SOURCE EXCERPT →
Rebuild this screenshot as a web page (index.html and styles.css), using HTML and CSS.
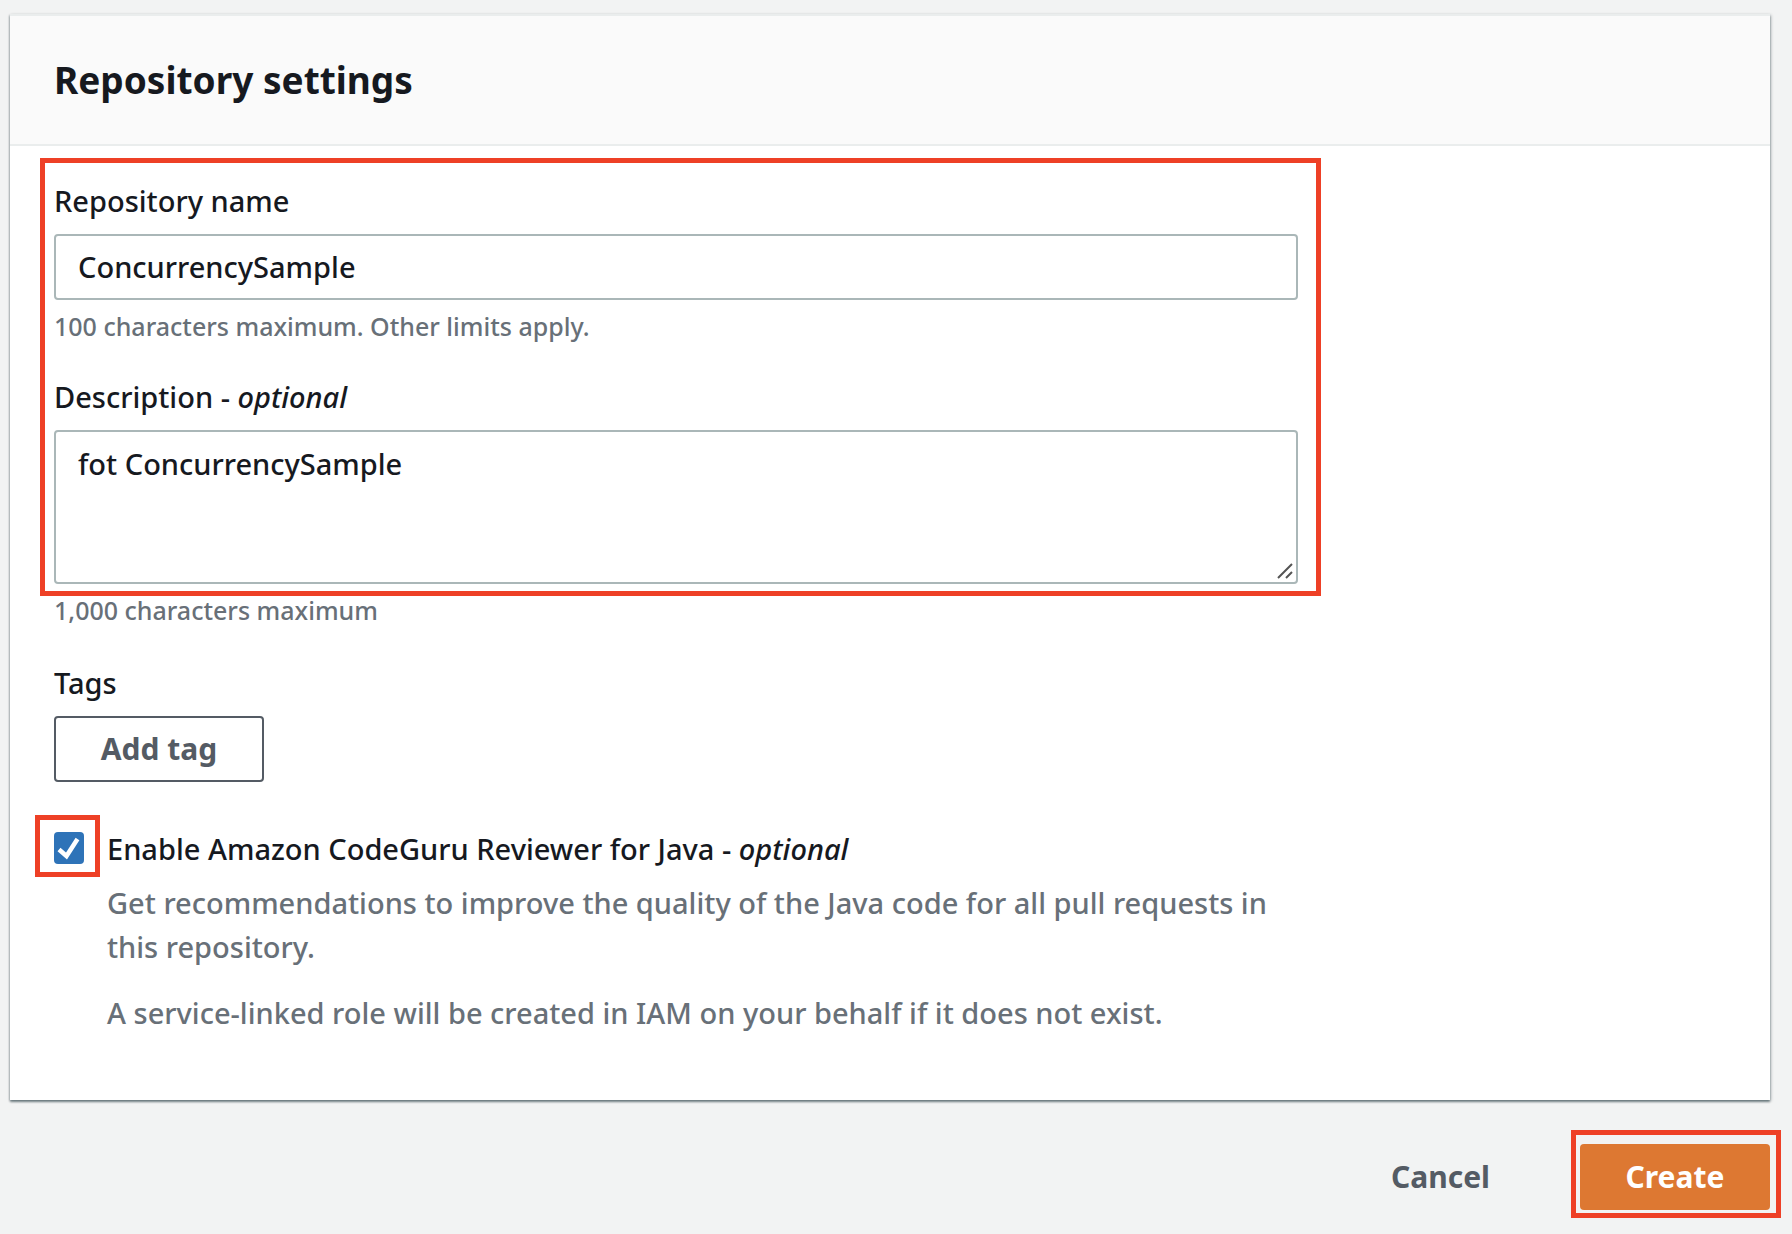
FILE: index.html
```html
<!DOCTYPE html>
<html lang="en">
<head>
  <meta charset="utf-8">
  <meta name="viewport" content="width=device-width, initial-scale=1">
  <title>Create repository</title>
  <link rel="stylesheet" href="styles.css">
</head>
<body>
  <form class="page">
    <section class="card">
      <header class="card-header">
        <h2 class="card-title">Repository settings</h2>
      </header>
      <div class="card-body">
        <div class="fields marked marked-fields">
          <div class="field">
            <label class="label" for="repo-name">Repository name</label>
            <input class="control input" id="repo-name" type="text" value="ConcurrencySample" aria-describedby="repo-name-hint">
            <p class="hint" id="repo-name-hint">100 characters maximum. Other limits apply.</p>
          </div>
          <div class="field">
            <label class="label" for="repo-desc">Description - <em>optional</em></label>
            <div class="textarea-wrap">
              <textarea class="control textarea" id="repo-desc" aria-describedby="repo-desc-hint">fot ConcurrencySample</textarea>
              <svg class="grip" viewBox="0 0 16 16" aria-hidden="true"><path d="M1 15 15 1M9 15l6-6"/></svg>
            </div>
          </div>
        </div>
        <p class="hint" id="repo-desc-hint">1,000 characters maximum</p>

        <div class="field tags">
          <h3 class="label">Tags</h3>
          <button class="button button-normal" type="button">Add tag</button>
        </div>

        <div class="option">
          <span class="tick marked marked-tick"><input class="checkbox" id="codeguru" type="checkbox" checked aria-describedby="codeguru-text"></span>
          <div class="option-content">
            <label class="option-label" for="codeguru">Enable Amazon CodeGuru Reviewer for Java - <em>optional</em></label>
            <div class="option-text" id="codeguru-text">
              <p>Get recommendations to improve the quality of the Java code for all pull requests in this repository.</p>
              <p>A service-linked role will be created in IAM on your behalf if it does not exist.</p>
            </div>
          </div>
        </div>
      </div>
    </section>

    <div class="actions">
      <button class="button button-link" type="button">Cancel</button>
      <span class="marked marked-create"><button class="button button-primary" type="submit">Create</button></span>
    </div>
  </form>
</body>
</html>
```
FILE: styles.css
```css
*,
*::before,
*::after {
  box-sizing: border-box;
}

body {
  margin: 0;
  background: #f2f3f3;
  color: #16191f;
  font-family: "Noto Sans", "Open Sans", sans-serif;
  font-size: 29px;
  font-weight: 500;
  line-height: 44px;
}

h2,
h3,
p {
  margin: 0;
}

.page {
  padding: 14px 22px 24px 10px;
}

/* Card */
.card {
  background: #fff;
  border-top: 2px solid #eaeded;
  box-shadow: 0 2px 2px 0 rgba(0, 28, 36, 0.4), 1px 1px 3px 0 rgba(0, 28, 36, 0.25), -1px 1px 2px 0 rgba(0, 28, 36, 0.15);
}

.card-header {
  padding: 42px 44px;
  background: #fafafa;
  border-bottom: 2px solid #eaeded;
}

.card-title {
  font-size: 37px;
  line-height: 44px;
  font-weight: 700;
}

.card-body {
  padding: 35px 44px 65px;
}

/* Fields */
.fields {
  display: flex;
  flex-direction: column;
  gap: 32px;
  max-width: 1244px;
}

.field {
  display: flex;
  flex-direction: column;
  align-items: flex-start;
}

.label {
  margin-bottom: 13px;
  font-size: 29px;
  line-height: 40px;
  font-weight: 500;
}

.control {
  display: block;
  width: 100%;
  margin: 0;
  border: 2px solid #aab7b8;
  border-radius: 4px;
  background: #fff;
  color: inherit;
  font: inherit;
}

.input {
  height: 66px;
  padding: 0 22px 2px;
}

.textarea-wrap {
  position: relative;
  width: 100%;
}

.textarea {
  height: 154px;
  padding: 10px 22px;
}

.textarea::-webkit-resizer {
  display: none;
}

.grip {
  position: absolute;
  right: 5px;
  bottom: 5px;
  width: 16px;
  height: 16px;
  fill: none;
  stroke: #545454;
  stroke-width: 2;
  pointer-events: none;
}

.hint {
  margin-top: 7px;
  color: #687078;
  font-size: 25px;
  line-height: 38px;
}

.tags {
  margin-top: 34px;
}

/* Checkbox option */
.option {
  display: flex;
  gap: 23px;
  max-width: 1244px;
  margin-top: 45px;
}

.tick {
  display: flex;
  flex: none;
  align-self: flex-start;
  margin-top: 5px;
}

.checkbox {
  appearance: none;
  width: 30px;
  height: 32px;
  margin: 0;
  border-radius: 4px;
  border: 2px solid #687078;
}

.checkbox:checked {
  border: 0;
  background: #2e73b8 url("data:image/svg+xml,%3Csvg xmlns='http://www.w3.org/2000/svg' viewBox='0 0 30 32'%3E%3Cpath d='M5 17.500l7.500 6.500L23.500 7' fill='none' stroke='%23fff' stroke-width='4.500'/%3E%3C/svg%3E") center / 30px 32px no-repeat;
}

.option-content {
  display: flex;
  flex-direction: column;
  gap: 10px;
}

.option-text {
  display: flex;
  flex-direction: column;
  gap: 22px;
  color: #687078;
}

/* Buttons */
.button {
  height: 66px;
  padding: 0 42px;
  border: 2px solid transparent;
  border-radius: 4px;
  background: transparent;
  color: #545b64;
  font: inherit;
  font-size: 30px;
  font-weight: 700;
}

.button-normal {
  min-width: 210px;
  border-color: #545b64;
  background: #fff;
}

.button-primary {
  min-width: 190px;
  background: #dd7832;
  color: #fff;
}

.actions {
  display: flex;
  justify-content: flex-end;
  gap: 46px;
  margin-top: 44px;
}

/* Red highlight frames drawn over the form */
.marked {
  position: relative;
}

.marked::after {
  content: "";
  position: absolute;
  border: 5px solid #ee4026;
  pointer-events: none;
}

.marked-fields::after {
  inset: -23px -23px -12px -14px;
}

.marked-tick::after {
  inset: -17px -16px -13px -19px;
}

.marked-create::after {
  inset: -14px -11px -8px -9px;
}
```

WHAT THE TASK ASKS → Leave the images out and output the remaining material exactly as it stands.

EXPECTED ANSWER →
Rebuild this screenshot as a web page (index.html and styles.css), using HTML and CSS.
FILE: index.html
```html
<!DOCTYPE html>
<html lang="en">
<head>
  <meta charset="utf-8">
  <meta name="viewport" content="width=device-width, initial-scale=1">
  <title>Create repository</title>
  <link rel="stylesheet" href="styles.css">
</head>
<body>
  <form class="page">
    <section class="card">
      <header class="card-header">
        <h2 class="card-title">Repository settings</h2>
      </header>
      <div class="card-body">
        <div class="fields marked marked-fields">
          <div class="field">
            <label class="label" for="repo-name">Repository name</label>
            <input class="control input" id="repo-name" type="text" value="ConcurrencySample" aria-describedby="repo-name-hint">
            <p class="hint" id="repo-name-hint">100 characters maximum. Other limits apply.</p>
          </div>
          <div class="field">
            <label class="label" for="repo-desc">Description - <em>optional</em></label>
            <div class="textarea-wrap">
              <textarea class="control textarea" id="repo-desc" aria-describedby="repo-desc-hint">fot ConcurrencySample</textarea>
              <svg class="grip" viewBox="0 0 16 16" aria-hidden="true"><path d="M1 15 15 1M9 15l6-6"/></svg>
            </div>
          </div>
        </div>
        <p class="hint" id="repo-desc-hint">1,000 characters maximum</p>

        <div class="field tags">
          <h3 class="label">Tags</h3>
          <button class="button button-normal" type="button">Add tag</button>
        </div>

        <div class="option">
          <span class="tick marked marked-tick"><input class="checkbox" id="codeguru" type="checkbox" checked aria-describedby="codeguru-text"></span>
          <div class="option-content">
            <label class="option-label" for="codeguru">Enable Amazon CodeGuru Reviewer for Java - <em>optional</em></label>
            <div class="option-text" id="codeguru-text">
              <p>Get recommendations to improve the quality of the Java code for all pull requests in this repository.</p>
              <p>A service-linked role will be created in IAM on your behalf if it does not exist.</p>
            </div>
          </div>
        </div>
      </div>
    </section>

    <div class="actions">
      <button class="button button-link" type="button">Cancel</button>
      <span class="marked marked-create"><button class="button button-primary" type="submit">Create</button></span>
    </div>
  </form>
</body>
</html>
```
FILE: styles.css
```css
*,
*::before,
*::after {
  box-sizing: border-box;
}

body {
  margin: 0;
  background: #f2f3f3;
  color: #16191f;
  font-family: "Noto Sans", "Open Sans", sans-serif;
  font-size: 29px;
  font-weight: 500;
  line-height: 44px;
}

h2,
h3,
p {
  margin: 0;
}

.page {
  padding: 14px 22px 24px 10px;
}

/* Card */
.card {
  background: #fff;
  border-top: 2px solid #eaeded;
  box-shadow: 0 2px 2px 0 rgba(0, 28, 36, 0.4), 1px 1px 3px 0 rgba(0, 28, 36, 0.25), -1px 1px 2px 0 rgba(0, 28, 36, 0.15);
}

.card-header {
  padding: 42px 44px;
  background: #fafafa;
  border-bottom: 2px solid #eaeded;
}

.card-title {
  font-size: 37px;
  line-height: 44px;
  font-weight: 700;
}

.card-body {
  padding: 35px 44px 65px;
}

/* Fields */
.fields {
  display: flex;
  flex-direction: column;
  gap: 32px;
  max-width: 1244px;
}

.field {
  display: flex;
  flex-direction: column;
  align-items: flex-start;
}

.label {
  margin-bottom: 13px;
  font-size: 29px;
  line-height: 40px;
  font-weight: 500;
}

.control {
  display: block;
  width: 100%;
  margin: 0;
  border: 2px solid #aab7b8;
  border-radius: 4px;
  background: #fff;
  color: inherit;
  font: inherit;
}

.input {
  height: 66px;
  padding: 0 22px 2px;
}

.textarea-wrap {
  position: relative;
  width: 100%;
}

.textarea {
  height: 154px;
  padding: 10px 22px;
}

.textarea::-webkit-resizer {
  display: none;
}

.grip {
  position: absolute;
  right: 5px;
  bottom: 5px;
  width: 16px;
  height: 16px;
  fill: none;
  stroke: #545454;
  stroke-width: 2;
  pointer-events: none;
}

.hint {
  margin-top: 7px;
  color: #687078;
  font-size: 25px;
  line-height: 38px;
}

.tags {
  margin-top: 34px;
}

/* Checkbox option */
.option {
  display: flex;
  gap: 23px;
  max-width: 1244px;
  margin-top: 45px;
}

.tick {
  display: flex;
  flex: none;
  align-self: flex-start;
  margin-top: 5px;
}

.checkbox {
  appearance: none;
  width: 30px;
  height: 32px;
  margin: 0;
  border-radius: 4px;
  border: 2px solid #687078;
}

.checkbox:checked {
  border: 0;
  background: #2e73b8 url("data:image/svg+xml,%3Csvg xmlns='http://www.w3.org/2000/svg' viewBox='0 0 30 32'%3E%3Cpath d='M5 17.500l7.500 6.500L23.500 7' fill='none' stroke='%23fff' stroke-width='4.500'/%3E%3C/svg%3E") center / 30px 32px no-repeat;
}

.option-content {
  display: flex;
  flex-direction: column;
  gap: 10px;
}

.option-text {
  display: flex;
  flex-direction: column;
  gap: 22px;
  color: #687078;
}

/* Buttons */
.button {
  height: 66px;
  padding: 0 42px;
  border: 2px solid transparent;
  border-radius: 4px;
  background: transparent;
  color: #545b64;
  font: inherit;
  font-size: 30px;
  font-weight: 700;
}

.button-normal {
  min-width: 210px;
  border-color: #545b64;
  background: #fff;
}

.button-primary {
  min-width: 190px;
  background: #dd7832;
  color: #fff;
}

.actions {
  display: flex;
  justify-content: flex-end;
  gap: 46px;
  margin-top: 44px;
}

/* Red highlight frames drawn over the form */
.marked {
  position: relative;
}

.marked::after {
  content: "";
  position: absolute;
  border: 5px solid #ee4026;
  pointer-events: none;
}

.marked-fields::after {
  inset: -23px -23px -12px -14px;
}

.marked-tick::after {
  inset: -17px -16px -13px -19px;
}

.marked-create::after {
  inset: -14px -11px -8px -9px;
}
```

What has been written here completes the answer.